El nuevo IRPF
En medio del debate esencialista sobre la nación y la financiación, y en cierto modo lastrada por su desenlace -no exento de trascendencia constitucional-, ha florecido la tan anunciada, como aplazada, reforma fiscal. La reforma del IRPF, de factura continuista, aunque un tanto tímida, reduce los tramos y fija el tipo marginal máximo en el 43%. Las rentas más elevadas y las más bajas parecen ser las más beneficiadas, mientras que el impacto de la reforma no parece tan favorable para las rentas medias, me refiero a esa inmensa minoría -que diría el poeta-, del 10% de declarantes con ingresos brutos superiores a 30.000 euros que representa más del 60% de la recaudación tributaria total.
Quizás su novedad más importante es la decidida apuesta por la neutralidad fiscal del ahorro que se somete a un tipo del 18%. La medida ha sido criticada por cuanto supone una dualización de la base imponible, que quiebra la naturaleza sintética del impuesto y cuestiona la progresividad del mismo. Para los que hemos defendido la necesidad de eliminar distorsiones fiscales a las decisiones económicas sobre el ahorro, esta es una buena medida que se justifica por la necesidad de fomentar la competencia del sector y de evitar, en un entorno globalizado y de mercados integrados, la deslocalización del ahorro respecto de la soberanía fiscal española. Naturalmente este es un criterio de eficiencia económica, no de justicia tributaria.
Ahora bien, lo criticable es que el legislador no sea del todo coherente con la pregonada neutralidad fiscal y no admita, por ejemplo, la deducción por doble imposición de dividendos, lo que a medio plazo puede dar lugar a fenómenos de subcapitalización de las empresas. Es imprescindible adoptar algún sistema de corrección técnica de la doble imposición. También parece censurable que se abandone la distinción entre ahorro a corto y a largo plazo, la única distinción que tenía un fundamento netamente económico engarzado en la necesidad, políticamente compartida, de incentivar el ahorro a largo plazo, o ahorro-previsión -con el que el nuevo impuesto no es muy generoso- frente al puramente especulativo. Un último apunte, hay que celebrar que estos rendimientos del capital mobiliario no se sometan a la escala progresiva, pero las plusvalías no especulativas, cuyo periodo de generación es superior al año, pasan del 15% al 18 %. Quizás las rentas del capital debieran haber quedado sometidas al 15% que constituía el tipo marginal mínimo del vigente IRPF, que ahora, por cierto, se eleva.

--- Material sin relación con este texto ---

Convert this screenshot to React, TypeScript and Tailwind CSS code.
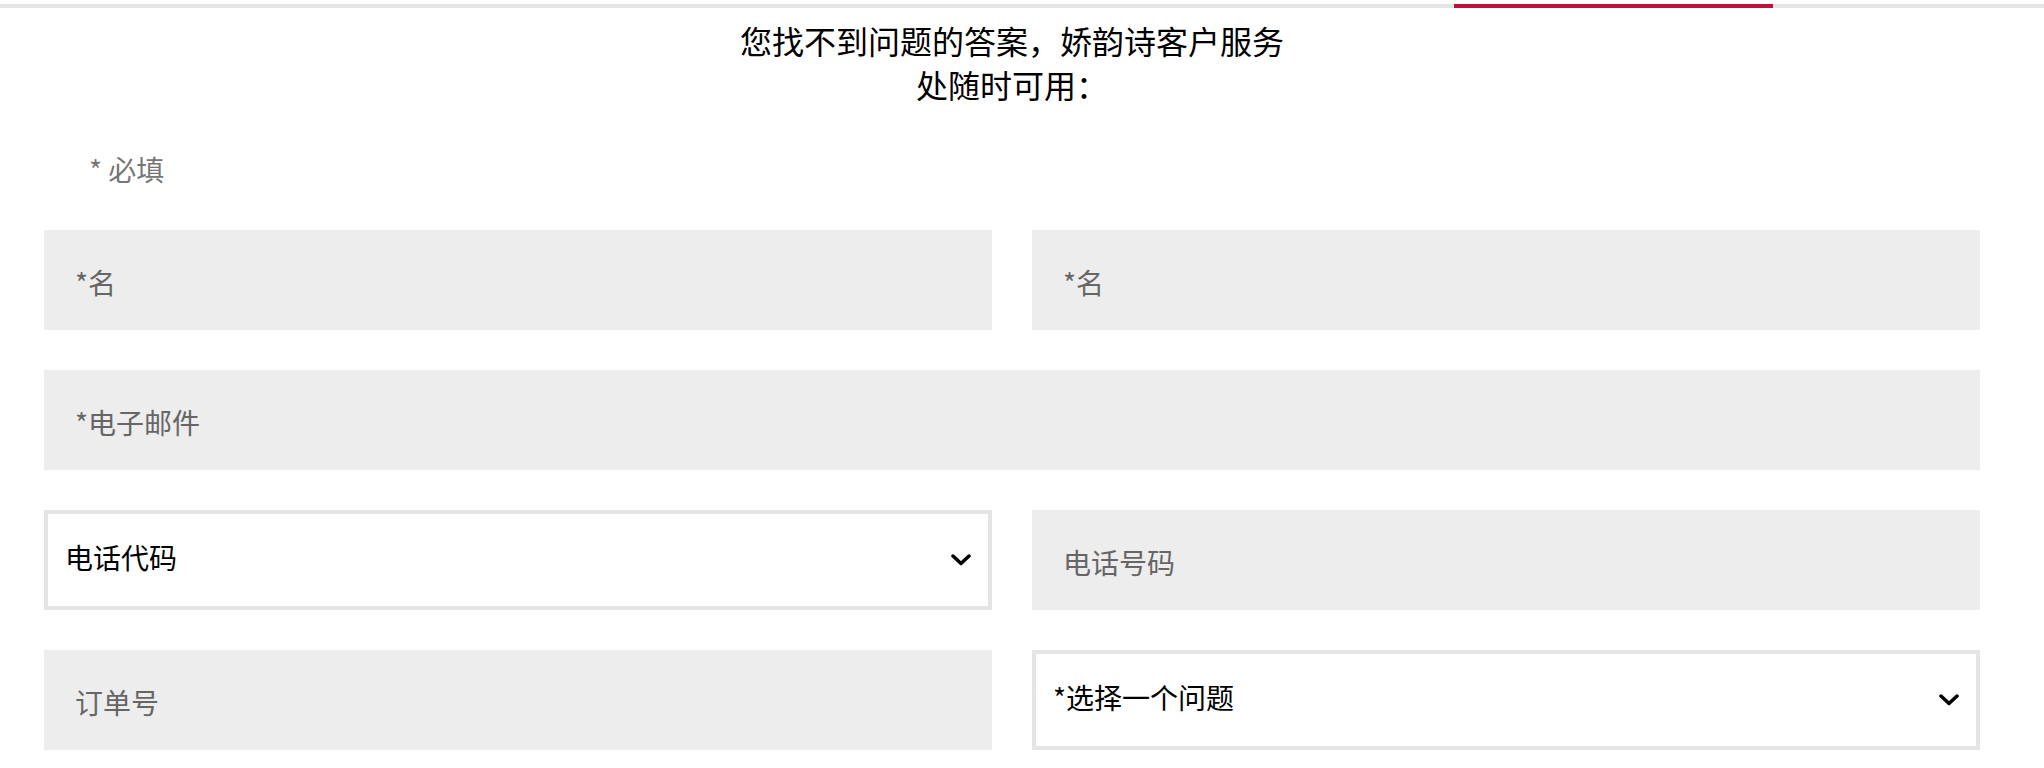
const font = {fontFamily: '"Noto Sans CJK SC", "Noto Sans", sans-serif'};

type FieldProps = {
  label: string;
  wide?: boolean;
};

const Chevron = () => (
  <svg className="w-5 h-3 shrink-0" viewBox="0 0 20 12" fill="none">
    <polyline points="2,2 10,9.5 18,2" stroke="black" strokeWidth="3.5" strokeLinecap="round" strokeLinejoin="round" />
  </svg>
);

const TextField: React.FC<FieldProps> = ({label, wide}) => (
  <div className={`flex items-center h-[100px] bg-[#ededed] pl-[31px] pt-1 ${wide ? "col-span-2" : ""}`}>
    <span className="text-[28px] leading-none text-[#666666]">{label}</span>
  </div>
);

const SelectField: React.FC<FieldProps> = ({label}) => (
  <div className="flex items-center justify-between h-[100px] bg-white border-4 border-[#e4e4e4] pl-[17px] pr-[17px]">
    <span className="text-[28px] leading-none text-black pb-[7px]">{label}</span>
    <Chevron />
  </div>
);

export default function App() {
  return (
    <div className="w-[2044px] h-[768px] bg-white overflow-hidden" style={font}>
      <div className="flex w-full h-1 mt-1 bg-[#e5e5e5]">
        <div className="ml-[1454px] w-[319px] h-full bg-[#c20f37]" />
      </div>

      <div className="pl-[44px] pr-[64px]">
        <h1 className="mt-[10px] text-center text-[32px] leading-[44px] text-black font-normal">
          您找不到问题的答案，娇韵诗客户服务
          <br />
          处随时可用：
        </h1>

        <p className="mt-[43px] pl-[45px] text-[28px] leading-[40px] text-[#767676]">* 必填</p>

        <div className="grid grid-cols-2 gap-x-10 gap-y-10 mt-[41px]">
          <TextField label="*名" />
          <TextField label="*名" />
          <TextField label="*电子邮件" wide />
          <SelectField label="电话代码" />
          <TextField label="电话号码" />
          <TextField label="订单号" />
          <SelectField label="*选择一个问题" />
        </div>
      </div>
    </div>
  );
}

Otra de las novedades del impuesto es la mudanza de las deducciones familiares que, volviendo al sistema anterior a la Ley 40/98, pasan de la base imponible a la cuota. Es cierto que, en un primer análisis, puede merecer una valoración positiva en la medida en que se ajusta mejor al principio de progresividad. Sin embargo, esta impresión no se corresponde con la realidad. El principio constitucional de capacidad económica tiene su reflejo en la base imponible que, por definición, es la magnitud de la riqueza gravada. El gravamen debe recaer sobre la renta discrecional, no asociada a subvenir al mínimo vital, personal o familiar, del contribuyente.
Es una reforma tímida, y esencialmente continuista, quizás hipotecada por novedosos pactos de financiación, y que podía haber sido más atrevida, por ejemplo en el momento de fijar un tipo marginal máximo en el 40%, máxime en un tributo como este que ha demostrado una gran elasticidad impositiva, y en el que el aumento de las bases tributarias de la recaudación se ha basado no en aumento de tipos nominales sino en el ensanchamiento de las bases tributarias. El efecto renta disponible que genera la rebaja de tipos acaba trasladándose, vía propensión marginal al consumo o al ahorro, a otras fuentes de renta gravada, o, sencillamente, dinamizando la inversión productiva.
El nuevo IRPF no llega sólo, se hace acompañar de la reforma del Impuesto de Sociedades que básicamente consiste en una reducción progresiva de su tipo nominal hasta dejarlo situado en el 30%, o el 25% para las pymes. Una medida acertada en un escenario comunitario de precaria armonización de la imposición directa que acentúa la competencia fiscal entre los Estados. Más discutible es que, en sincronía, se vayan reduciendo las deducciones, lo que puede suponer, en términos de tipo impositivo efectivo, que no reduzca, sino todo lo contrario, la carga fiscal de nuestras empresas. Sin olvidar que supone renunciar a un buen instrumento de política fiscal. Pero esta es ya harina de otro costal y materia para otro artículo.